Vous devez savoir, et avez ci-dessus ouï parler du grand pourchas que le roi d’Angleterre fit et mit par l’espace de cinq ans et plus, pour avoir la fille du comte de Flandre en mariage pour son fils monseigneur Aymon comte de Cantebruge. Les devises et les ordonnances en seroient trop longues à demener ; si m’en passerai briévement. Et sachez que oncques le roi d’Angleterre ne put tant exploiter par quelque voie ni moyen que ce fût, que le pape Urbain les voulsist dispenser. Si demeura ce mariage à faire. Le comte de Flandre qui étoit prié d’autre part du roi de France pour son frère le duc de Bourgogne, quand il vit que ce mariage ne passeroit point en Angleterre, et que sa fille demeureroit à marier, et si n’avoit plus d’enfans, entendit, par le promouvement de madame sa mère la comtesse d’Artois, au jeune duc de Bourgogne ; car c’étoit un grand mariage et haut, et bien pareil à lui. Si envoya grands messages en Angleterre pour traiter au dit roi quittances. Ceux qui envoyés y furent exploitèrent si bien que le roi d’Angleterre, qui ne vouloit que toute loyauté, quitta le comte de Flandre de toutes convenances ; et retournèrent les messages à Bruges et recordèrent au comte leur seigneur comment ils avoient exploité. De cet exploit fut le comte tout lie. Depuis ne demeura guères de temps que ce mariage se fît, de Flandre et de Bourgogne, parmi grants traités et conseils, convenances et alliances des uns aux autres. Et me fut adonc dit que le ccmte de Flandre, pour ce mariage laisser passer, reçut grand profit, plus de cent mille francs, et demeurèrent encore la ville de Lille et celle de Douay[1] à lui, en charge de grand argent que le dit roi donnoit à son frère en mariage et au comte de Flandre, qui prit la saisine et la possession des dessus dites villes et y mit ses gens ; et furent ces villes attribuées à Flandre pour cause de gage. Je n’en sçais plus avant.

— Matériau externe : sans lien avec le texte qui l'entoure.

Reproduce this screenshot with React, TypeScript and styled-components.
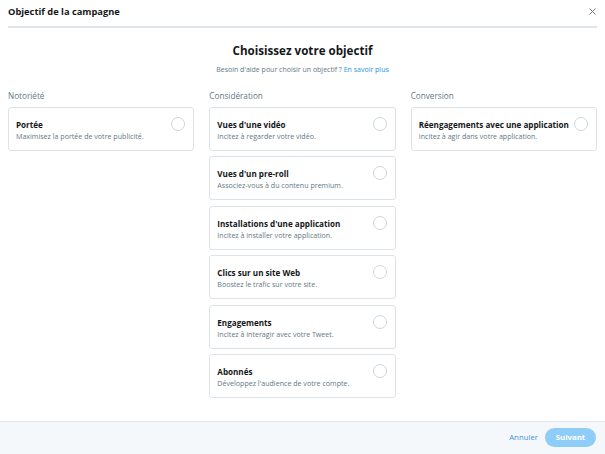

Tantôt après cette ordonnance on procéda au mariage, qui se fit et confirma en la ville de Gand[2], et là eut grand’fête et grand’solemnité, au jour des noces, devant et après. Et y eut grand’foison de seigneurs, barons et chevaliers,

  1. Le comte de Flandre, outre ces deux places, eut encore Orchies. Il serait trop long de rapporter ici les clauses de ce traité, dont Froissart avoue de bonne foi qu’il ignorait les détails. On le trouve tout entier dans les Chroniques de France.
  2. Ce mariage fut célébré dans l’église Saint-Bavon de Gand, le 19 juin de cette année.